# THE EXERCISE
Restate all the material verbatim, except for the pictures.
Begin GIVEN DATA
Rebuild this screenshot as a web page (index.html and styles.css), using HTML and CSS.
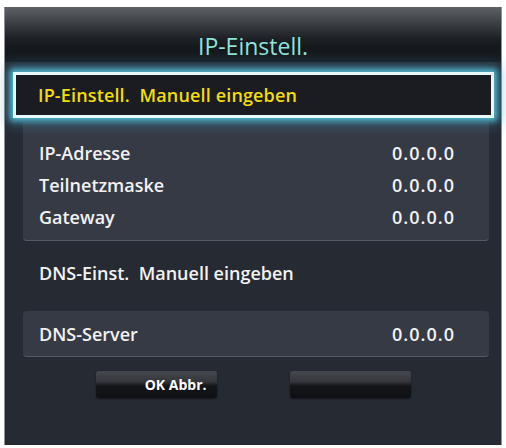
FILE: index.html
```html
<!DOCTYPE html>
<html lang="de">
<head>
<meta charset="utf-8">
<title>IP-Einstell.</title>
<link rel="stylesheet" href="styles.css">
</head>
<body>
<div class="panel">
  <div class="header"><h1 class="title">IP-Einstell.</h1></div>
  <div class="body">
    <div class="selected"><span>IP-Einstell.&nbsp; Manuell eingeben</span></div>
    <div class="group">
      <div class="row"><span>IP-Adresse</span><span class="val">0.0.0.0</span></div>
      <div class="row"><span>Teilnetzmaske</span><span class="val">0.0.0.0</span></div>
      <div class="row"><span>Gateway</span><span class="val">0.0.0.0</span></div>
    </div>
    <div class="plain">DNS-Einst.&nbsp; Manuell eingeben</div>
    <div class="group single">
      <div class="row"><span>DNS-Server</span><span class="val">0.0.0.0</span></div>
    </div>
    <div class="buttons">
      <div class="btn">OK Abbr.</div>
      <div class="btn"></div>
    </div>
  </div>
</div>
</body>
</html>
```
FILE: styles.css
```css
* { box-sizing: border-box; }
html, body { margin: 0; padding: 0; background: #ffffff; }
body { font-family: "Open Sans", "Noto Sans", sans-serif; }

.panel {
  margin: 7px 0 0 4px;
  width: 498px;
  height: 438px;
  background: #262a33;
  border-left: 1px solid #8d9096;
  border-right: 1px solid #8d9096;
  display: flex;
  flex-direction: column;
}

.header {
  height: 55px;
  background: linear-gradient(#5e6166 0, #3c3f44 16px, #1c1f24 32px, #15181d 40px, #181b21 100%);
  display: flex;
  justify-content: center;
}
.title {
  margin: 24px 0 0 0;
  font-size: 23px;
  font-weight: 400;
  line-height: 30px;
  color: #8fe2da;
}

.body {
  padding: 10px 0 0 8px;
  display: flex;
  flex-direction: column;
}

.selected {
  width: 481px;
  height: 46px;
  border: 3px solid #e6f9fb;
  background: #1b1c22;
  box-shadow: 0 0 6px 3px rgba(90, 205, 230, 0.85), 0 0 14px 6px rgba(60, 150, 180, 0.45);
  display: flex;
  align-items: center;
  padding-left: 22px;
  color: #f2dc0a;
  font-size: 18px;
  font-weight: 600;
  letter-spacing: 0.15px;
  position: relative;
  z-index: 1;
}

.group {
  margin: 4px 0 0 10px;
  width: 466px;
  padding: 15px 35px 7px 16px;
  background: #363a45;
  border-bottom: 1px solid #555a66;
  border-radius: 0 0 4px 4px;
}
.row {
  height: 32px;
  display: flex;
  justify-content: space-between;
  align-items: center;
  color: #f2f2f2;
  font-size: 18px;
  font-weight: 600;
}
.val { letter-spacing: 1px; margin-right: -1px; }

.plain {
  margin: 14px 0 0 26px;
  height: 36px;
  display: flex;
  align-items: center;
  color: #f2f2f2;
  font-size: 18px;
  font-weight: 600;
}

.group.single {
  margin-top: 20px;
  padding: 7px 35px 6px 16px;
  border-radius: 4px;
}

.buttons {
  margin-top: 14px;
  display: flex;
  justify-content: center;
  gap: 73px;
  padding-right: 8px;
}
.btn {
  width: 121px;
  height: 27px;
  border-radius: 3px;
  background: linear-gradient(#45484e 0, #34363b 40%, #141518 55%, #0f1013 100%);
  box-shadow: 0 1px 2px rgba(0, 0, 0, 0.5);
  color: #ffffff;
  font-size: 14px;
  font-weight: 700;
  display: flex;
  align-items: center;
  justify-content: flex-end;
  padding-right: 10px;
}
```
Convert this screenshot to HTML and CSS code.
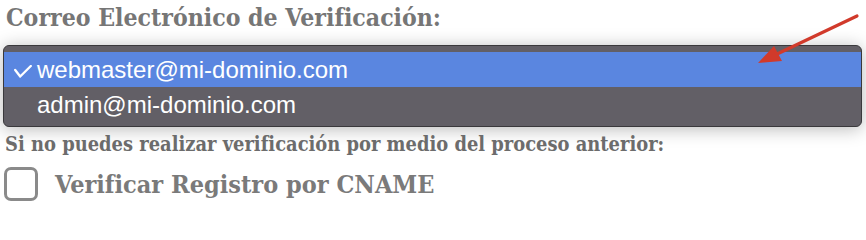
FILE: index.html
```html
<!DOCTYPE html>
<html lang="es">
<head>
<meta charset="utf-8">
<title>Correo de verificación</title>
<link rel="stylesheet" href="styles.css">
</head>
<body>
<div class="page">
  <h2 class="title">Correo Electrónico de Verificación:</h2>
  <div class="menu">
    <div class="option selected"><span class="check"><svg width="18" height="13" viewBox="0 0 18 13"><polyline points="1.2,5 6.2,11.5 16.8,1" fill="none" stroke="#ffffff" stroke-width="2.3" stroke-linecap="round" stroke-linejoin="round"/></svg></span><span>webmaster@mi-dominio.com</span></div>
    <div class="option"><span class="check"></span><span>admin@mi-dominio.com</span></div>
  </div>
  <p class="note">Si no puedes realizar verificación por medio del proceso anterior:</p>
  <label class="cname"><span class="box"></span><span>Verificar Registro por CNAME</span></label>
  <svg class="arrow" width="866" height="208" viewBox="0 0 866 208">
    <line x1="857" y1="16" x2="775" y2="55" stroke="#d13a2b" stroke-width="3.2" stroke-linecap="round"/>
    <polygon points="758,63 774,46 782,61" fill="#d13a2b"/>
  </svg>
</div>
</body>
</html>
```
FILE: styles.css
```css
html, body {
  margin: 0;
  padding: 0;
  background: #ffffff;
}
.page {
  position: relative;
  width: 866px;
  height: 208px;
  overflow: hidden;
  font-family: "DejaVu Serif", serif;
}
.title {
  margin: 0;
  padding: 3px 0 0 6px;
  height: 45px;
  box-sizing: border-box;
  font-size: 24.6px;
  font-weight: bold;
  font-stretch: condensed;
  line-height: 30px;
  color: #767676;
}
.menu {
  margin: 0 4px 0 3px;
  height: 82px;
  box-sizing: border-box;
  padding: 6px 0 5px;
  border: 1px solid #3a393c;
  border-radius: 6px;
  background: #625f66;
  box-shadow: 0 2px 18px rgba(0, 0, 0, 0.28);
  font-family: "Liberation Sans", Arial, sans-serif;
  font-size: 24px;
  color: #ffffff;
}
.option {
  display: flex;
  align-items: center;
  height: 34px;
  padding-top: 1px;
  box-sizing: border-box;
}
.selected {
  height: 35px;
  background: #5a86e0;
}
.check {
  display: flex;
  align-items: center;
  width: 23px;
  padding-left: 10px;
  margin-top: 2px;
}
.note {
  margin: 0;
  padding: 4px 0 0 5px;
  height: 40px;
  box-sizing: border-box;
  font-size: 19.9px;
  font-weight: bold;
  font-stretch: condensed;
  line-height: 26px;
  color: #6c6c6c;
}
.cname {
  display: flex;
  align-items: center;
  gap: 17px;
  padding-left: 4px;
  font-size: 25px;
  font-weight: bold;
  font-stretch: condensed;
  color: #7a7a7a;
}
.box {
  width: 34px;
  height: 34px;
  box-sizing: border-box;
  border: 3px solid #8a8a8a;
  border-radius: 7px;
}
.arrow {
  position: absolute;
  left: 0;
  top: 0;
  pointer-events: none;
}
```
End GIVEN DATA
# COMPLETE OUTPUT
Rebuild this screenshot as a web page (index.html and styles.css), using HTML and CSS.
FILE: index.html
```html
<!DOCTYPE html>
<html lang="de">
<head>
<meta charset="utf-8">
<title>IP-Einstell.</title>
<link rel="stylesheet" href="styles.css">
</head>
<body>
<div class="panel">
  <div class="header"><h1 class="title">IP-Einstell.</h1></div>
  <div class="body">
    <div class="selected"><span>IP-Einstell.&nbsp; Manuell eingeben</span></div>
    <div class="group">
      <div class="row"><span>IP-Adresse</span><span class="val">0.0.0.0</span></div>
      <div class="row"><span>Teilnetzmaske</span><span class="val">0.0.0.0</span></div>
      <div class="row"><span>Gateway</span><span class="val">0.0.0.0</span></div>
    </div>
    <div class="plain">DNS-Einst.&nbsp; Manuell eingeben</div>
    <div class="group single">
      <div class="row"><span>DNS-Server</span><span class="val">0.0.0.0</span></div>
    </div>
    <div class="buttons">
      <div class="btn">OK Abbr.</div>
      <div class="btn"></div>
    </div>
  </div>
</div>
</body>
</html>
```
FILE: styles.css
```css
* { box-sizing: border-box; }
html, body { margin: 0; padding: 0; background: #ffffff; }
body { font-family: "Open Sans", "Noto Sans", sans-serif; }

.panel {
  margin: 7px 0 0 4px;
  width: 498px;
  height: 438px;
  background: #262a33;
  border-left: 1px solid #8d9096;
  border-right: 1px solid #8d9096;
  display: flex;
  flex-direction: column;
}

.header {
  height: 55px;
  background: linear-gradient(#5e6166 0, #3c3f44 16px, #1c1f24 32px, #15181d 40px, #181b21 100%);
  display: flex;
  justify-content: center;
}
.title {
  margin: 24px 0 0 0;
  font-size: 23px;
  font-weight: 400;
  line-height: 30px;
  color: #8fe2da;
}

.body {
  padding: 10px 0 0 8px;
  display: flex;
  flex-direction: column;
}

.selected {
  width: 481px;
  height: 46px;
  border: 3px solid #e6f9fb;
  background: #1b1c22;
  box-shadow: 0 0 6px 3px rgba(90, 205, 230, 0.85), 0 0 14px 6px rgba(60, 150, 180, 0.45);
  display: flex;
  align-items: center;
  padding-left: 22px;
  color: #f2dc0a;
  font-size: 18px;
  font-weight: 600;
  letter-spacing: 0.15px;
  position: relative;
  z-index: 1;
}

.group {
  margin: 4px 0 0 10px;
  width: 466px;
  padding: 15px 35px 7px 16px;
  background: #363a45;
  border-bottom: 1px solid #555a66;
  border-radius: 0 0 4px 4px;
}
.row {
  height: 32px;
  display: flex;
  justify-content: space-between;
  align-items: center;
  color: #f2f2f2;
  font-size: 18px;
  font-weight: 600;
}
.val { letter-spacing: 1px; margin-right: -1px; }

.plain {
  margin: 14px 0 0 26px;
  height: 36px;
  display: flex;
  align-items: center;
  color: #f2f2f2;
  font-size: 18px;
  font-weight: 600;
}

.group.single {
  margin-top: 20px;
  padding: 7px 35px 6px 16px;
  border-radius: 4px;
}

.buttons {
  margin-top: 14px;
  display: flex;
  justify-content: center;
  gap: 73px;
  padding-right: 8px;
}
.btn {
  width: 121px;
  height: 27px;
  border-radius: 3px;
  background: linear-gradient(#45484e 0, #34363b 40%, #141518 55%, #0f1013 100%);
  box-shadow: 0 1px 2px rgba(0, 0, 0, 0.5);
  color: #ffffff;
  font-size: 14px;
  font-weight: 700;
  display: flex;
  align-items: center;
  justify-content: flex-end;
  padding-right: 10px;
}
```
Convert this screenshot to HTML and CSS code.
FILE: index.html
```html
<!DOCTYPE html>
<html lang="es">
<head>
<meta charset="utf-8">
<title>Correo de verificación</title>
<link rel="stylesheet" href="styles.css">
</head>
<body>
<div class="page">
  <h2 class="title">Correo Electrónico de Verificación:</h2>
  <div class="menu">
    <div class="option selected"><span class="check"><svg width="18" height="13" viewBox="0 0 18 13"><polyline points="1.2,5 6.2,11.5 16.8,1" fill="none" stroke="#ffffff" stroke-width="2.3" stroke-linecap="round" stroke-linejoin="round"/></svg></span><span>webmaster@mi-dominio.com</span></div>
    <div class="option"><span class="check"></span><span>admin@mi-dominio.com</span></div>
  </div>
  <p class="note">Si no puedes realizar verificación por medio del proceso anterior:</p>
  <label class="cname"><span class="box"></span><span>Verificar Registro por CNAME</span></label>
  <svg class="arrow" width="866" height="208" viewBox="0 0 866 208">
    <line x1="857" y1="16" x2="775" y2="55" stroke="#d13a2b" stroke-width="3.2" stroke-linecap="round"/>
    <polygon points="758,63 774,46 782,61" fill="#d13a2b"/>
  </svg>
</div>
</body>
</html>
```
FILE: styles.css
```css
html, body {
  margin: 0;
  padding: 0;
  background: #ffffff;
}
.page {
  position: relative;
  width: 866px;
  height: 208px;
  overflow: hidden;
  font-family: "DejaVu Serif", serif;
}
.title {
  margin: 0;
  padding: 3px 0 0 6px;
  height: 45px;
  box-sizing: border-box;
  font-size: 24.6px;
  font-weight: bold;
  font-stretch: condensed;
  line-height: 30px;
  color: #767676;
}
.menu {
  margin: 0 4px 0 3px;
  height: 82px;
  box-sizing: border-box;
  padding: 6px 0 5px;
  border: 1px solid #3a393c;
  border-radius: 6px;
  background: #625f66;
  box-shadow: 0 2px 18px rgba(0, 0, 0, 0.28);
  font-family: "Liberation Sans", Arial, sans-serif;
  font-size: 24px;
  color: #ffffff;
}
.option {
  display: flex;
  align-items: center;
  height: 34px;
  padding-top: 1px;
  box-sizing: border-box;
}
.selected {
  height: 35px;
  background: #5a86e0;
}
.check {
  display: flex;
  align-items: center;
  width: 23px;
  padding-left: 10px;
  margin-top: 2px;
}
.note {
  margin: 0;
  padding: 4px 0 0 5px;
  height: 40px;
  box-sizing: border-box;
  font-size: 19.9px;
  font-weight: bold;
  font-stretch: condensed;
  line-height: 26px;
  color: #6c6c6c;
}
.cname {
  display: flex;
  align-items: center;
  gap: 17px;
  padding-left: 4px;
  font-size: 25px;
  font-weight: bold;
  font-stretch: condensed;
  color: #7a7a7a;
}
.box {
  width: 34px;
  height: 34px;
  box-sizing: border-box;
  border: 3px solid #8a8a8a;
  border-radius: 7px;
}
.arrow {
  position: absolute;
  left: 0;
  top: 0;
  pointer-events: none;
}
```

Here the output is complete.